*DATA SECTION*
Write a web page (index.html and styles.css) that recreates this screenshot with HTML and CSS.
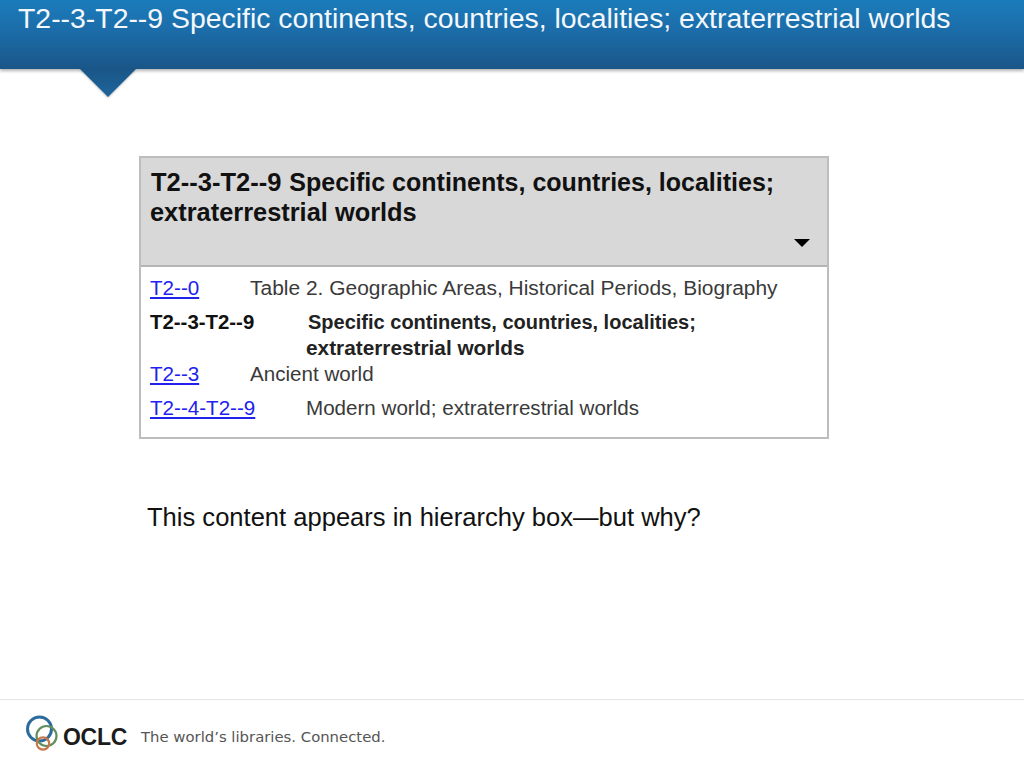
FILE: index.html
```html
<!DOCTYPE html>
<html lang="en">
<head>
<meta charset="utf-8">
<title>T2--3-T2--9</title>
<link rel="stylesheet" href="styles.css">
</head>
<body>
<header class="banner">
  <h1 class="banner-title">T2--3-T2--9 Specific continents, countries, localities; extraterrestrial worlds</h1>
  <svg class="notch" width="56" height="29" viewBox="0 0 56 29"><defs><linearGradient id="ng" x1="0" y1="0" x2="0" y2="1"><stop offset="0" stop-color="#1a5688"/><stop offset="1" stop-color="#1e659c"/></linearGradient></defs><path d="M0 0H56L28 28Z" fill="url(#ng)"/></svg>
</header>
<main class="content">
  <section class="hier">
    <div class="hier-head">
      <h2 class="hier-title"><span class="hier-num">T2--3-T2--9</span> Specific continents, countries, localities; <span class="hier-second">extraterrestrial worlds</span></h2>
      <span class="caret"></span>
    </div>
    <div class="hier-body">
      <div class="row row-a"><a class="code code-s" href="#">T2--0</a><span class="desc desc-wide">Table 2. Geographic Areas, Historical Periods, Biography</span></div>
      <div class="row row-b"><span class="code code-l cur">T2--3-T2--9</span><span class="desc cur cur-desc">Specific continents, countries, localities;<br><span class="cur-2">extraterrestrial worlds</span></span></div>
      <div class="row row-c"><a class="code code-s" href="#">T2--3</a><span class="desc">Ancient world</span></div>
      <div class="row row-d"><a class="code code-l" href="#">T2--4-T2--9</a><span class="desc">Modern world; extraterrestrial worlds</span></div>
    </div>
  </section>
  <p class="note">This content appears in hierarchy box—but why?</p>
</main>
<footer class="foot">
  <div class="logo">
    <svg class="rings" width="34" height="36" viewBox="0 0 34 36" fill="none"><circle cx="14.500" cy="14" r="12" stroke="#2c6c9c" stroke-width="3"/><circle cx="21.500" cy="21" r="10" stroke="#5f8f5a" stroke-width="2.200"/><circle cx="18" cy="28.500" r="6.200" stroke="#c9774a" stroke-width="2.200"/></svg>
    <span class="logo-word">OCLC</span>
  </div>
  <span class="tagline">The world’s libraries. Connected.</span>
</footer>
</body>
</html>
```
FILE: styles.css
```css
html, body { margin: 0; padding: 0; }
body {
  width: 1024px;
  height: 768px;
  overflow: hidden;
  display: flex;
  flex-direction: column;
  background: #fff;
  font-family: "Liberation Sans", Arial, sans-serif;
}
.banner {
  position: relative;
  height: 69px;
  flex: none;
  background: linear-gradient(#1b7cbb 0%, #1b6ca8 45%, #1a5688 100%);
  box-shadow: 0 2px 3px rgba(0,0,0,.3);
}
.banner-title {
  margin: 0;
  padding: 3px 0 0 18px;
  font-size: 28.400px;
  line-height: 30px;
  font-weight: 400;
  color: #f4f8fc;
  white-space: nowrap;
}
.notch {
  position: absolute;
  left: 80px;
  top: 69px;
  filter: drop-shadow(0 1px 1px rgba(0,0,0,.25));
}
.content { flex: 1; padding: 87px 0 0 139px; }
.hier {
  width: 690px;
  height: 283px;
  box-sizing: border-box;
  border: 2px solid #bdbdbd;
}
.hier-head {
  height: 109px;
  box-sizing: border-box;
  background: #d8d8d8;
  border-bottom: 2px solid #b5b5b5;
  display: flex;
  flex-direction: column;
  padding: 9px 17px 0 9px;
}
.hier-title {
  margin: 0;
  font-size: 25px;
  line-height: 30px;
  font-weight: 700;
  color: #111;
  flex: 1;
}
.hier-num { margin-left: 1px; margin-right: 1px; font-size: 25.500px; }
.hier-second { display: block; font-size: 25.400px; }
.caret {
  align-self: flex-end;
  width: 0;
  height: 0;
  border-left: 8px solid transparent;
  border-right: 8px solid transparent;
  border-top: 8px solid #000;
  margin-bottom: 18px;
}
.hier-body { padding: 0 9px; font-size: 20.600px; color: #333; }
.row { display: flex; line-height: 26px; }
.row-a { margin-top: 8px; }
.row-b { margin-top: 8px; }
.row-c { margin-top: 0; }
.row-d { margin-top: 8px; }
.code { flex: none; color: #2222ee; }
.code-s { width: 100px; }
.code-l { width: 156px; }
.code.cur { font-weight: 700; font-size: 20.400px; color: #111; }
.desc { color: #3a3a3a; }
.desc-wide { font-size: 20.960px; }
.desc.cur { color: #222; font-weight: 700; font-size: 20px; }
.cur-desc { margin-left: 2px; }
.cur-2 { margin-left: -2px; font-size: 20.800px; }
.note {
  margin: 63px 0 0 8px;
  font-size: 25.550px;
  line-height: 30px;
  color: #111;
}
.foot {
  flex: none;
  height: 68px;
  border-top: 1px solid #e6e6e6;
  display: flex;
  align-items: flex-start;
  padding-left: 25px;
}
.logo { display: flex; align-items: flex-start; margin-top: 15px; width: 116px; }
.rings { flex: none; }
.logo-word {
  font-size: 23px;
  line-height: 24px;
  font-weight: 700;
  color: #1c1c1c;
  margin: 10px 0 0 4px;
  letter-spacing: -.3px;
}
.tagline {
  margin-top: 27px;
  font-family: "DejaVu Sans", sans-serif;
  font-size: 14.850px;
  line-height: 20px;
  color: #555;
  white-space: nowrap;
}
```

*EXERCISE PROMPT*
Pictures are excluded; output everything else in the data verbatim.

*RESULT OF THIS EXERCISE*
Write a web page (index.html and styles.css) that recreates this screenshot with HTML and CSS.
FILE: index.html
```html
<!DOCTYPE html>
<html lang="en">
<head>
<meta charset="utf-8">
<title>T2--3-T2--9</title>
<link rel="stylesheet" href="styles.css">
</head>
<body>
<header class="banner">
  <h1 class="banner-title">T2--3-T2--9 Specific continents, countries, localities; extraterrestrial worlds</h1>
  <svg class="notch" width="56" height="29" viewBox="0 0 56 29"><defs><linearGradient id="ng" x1="0" y1="0" x2="0" y2="1"><stop offset="0" stop-color="#1a5688"/><stop offset="1" stop-color="#1e659c"/></linearGradient></defs><path d="M0 0H56L28 28Z" fill="url(#ng)"/></svg>
</header>
<main class="content">
  <section class="hier">
    <div class="hier-head">
      <h2 class="hier-title"><span class="hier-num">T2--3-T2--9</span> Specific continents, countries, localities; <span class="hier-second">extraterrestrial worlds</span></h2>
      <span class="caret"></span>
    </div>
    <div class="hier-body">
      <div class="row row-a"><a class="code code-s" href="#">T2--0</a><span class="desc desc-wide">Table 2. Geographic Areas, Historical Periods, Biography</span></div>
      <div class="row row-b"><span class="code code-l cur">T2--3-T2--9</span><span class="desc cur cur-desc">Specific continents, countries, localities;<br><span class="cur-2">extraterrestrial worlds</span></span></div>
      <div class="row row-c"><a class="code code-s" href="#">T2--3</a><span class="desc">Ancient world</span></div>
      <div class="row row-d"><a class="code code-l" href="#">T2--4-T2--9</a><span class="desc">Modern world; extraterrestrial worlds</span></div>
    </div>
  </section>
  <p class="note">This content appears in hierarchy box—but why?</p>
</main>
<footer class="foot">
  <div class="logo">
    <svg class="rings" width="34" height="36" viewBox="0 0 34 36" fill="none"><circle cx="14.500" cy="14" r="12" stroke="#2c6c9c" stroke-width="3"/><circle cx="21.500" cy="21" r="10" stroke="#5f8f5a" stroke-width="2.200"/><circle cx="18" cy="28.500" r="6.200" stroke="#c9774a" stroke-width="2.200"/></svg>
    <span class="logo-word">OCLC</span>
  </div>
  <span class="tagline">The world’s libraries. Connected.</span>
</footer>
</body>
</html>
```
FILE: styles.css
```css
html, body { margin: 0; padding: 0; }
body {
  width: 1024px;
  height: 768px;
  overflow: hidden;
  display: flex;
  flex-direction: column;
  background: #fff;
  font-family: "Liberation Sans", Arial, sans-serif;
}
.banner {
  position: relative;
  height: 69px;
  flex: none;
  background: linear-gradient(#1b7cbb 0%, #1b6ca8 45%, #1a5688 100%);
  box-shadow: 0 2px 3px rgba(0,0,0,.3);
}
.banner-title {
  margin: 0;
  padding: 3px 0 0 18px;
  font-size: 28.400px;
  line-height: 30px;
  font-weight: 400;
  color: #f4f8fc;
  white-space: nowrap;
}
.notch {
  position: absolute;
  left: 80px;
  top: 69px;
  filter: drop-shadow(0 1px 1px rgba(0,0,0,.25));
}
.content { flex: 1; padding: 87px 0 0 139px; }
.hier {
  width: 690px;
  height: 283px;
  box-sizing: border-box;
  border: 2px solid #bdbdbd;
}
.hier-head {
  height: 109px;
  box-sizing: border-box;
  background: #d8d8d8;
  border-bottom: 2px solid #b5b5b5;
  display: flex;
  flex-direction: column;
  padding: 9px 17px 0 9px;
}
.hier-title {
  margin: 0;
  font-size: 25px;
  line-height: 30px;
  font-weight: 700;
  color: #111;
  flex: 1;
}
.hier-num { margin-left: 1px; margin-right: 1px; font-size: 25.500px; }
.hier-second { display: block; font-size: 25.400px; }
.caret {
  align-self: flex-end;
  width: 0;
  height: 0;
  border-left: 8px solid transparent;
  border-right: 8px solid transparent;
  border-top: 8px solid #000;
  margin-bottom: 18px;
}
.hier-body { padding: 0 9px; font-size: 20.600px; color: #333; }
.row { display: flex; line-height: 26px; }
.row-a { margin-top: 8px; }
.row-b { margin-top: 8px; }
.row-c { margin-top: 0; }
.row-d { margin-top: 8px; }
.code { flex: none; color: #2222ee; }
.code-s { width: 100px; }
.code-l { width: 156px; }
.code.cur { font-weight: 700; font-size: 20.400px; color: #111; }
.desc { color: #3a3a3a; }
.desc-wide { font-size: 20.960px; }
.desc.cur { color: #222; font-weight: 700; font-size: 20px; }
.cur-desc { margin-left: 2px; }
.cur-2 { margin-left: -2px; font-size: 20.800px; }
.note {
  margin: 63px 0 0 8px;
  font-size: 25.550px;
  line-height: 30px;
  color: #111;
}
.foot {
  flex: none;
  height: 68px;
  border-top: 1px solid #e6e6e6;
  display: flex;
  align-items: flex-start;
  padding-left: 25px;
}
.logo { display: flex; align-items: flex-start; margin-top: 15px; width: 116px; }
.rings { flex: none; }
.logo-word {
  font-size: 23px;
  line-height: 24px;
  font-weight: 700;
  color: #1c1c1c;
  margin: 10px 0 0 4px;
  letter-spacing: -.3px;
}
.tagline {
  margin-top: 27px;
  font-family: "DejaVu Sans", sans-serif;
  font-size: 14.850px;
  line-height: 20px;
  color: #555;
  white-space: nowrap;
}
```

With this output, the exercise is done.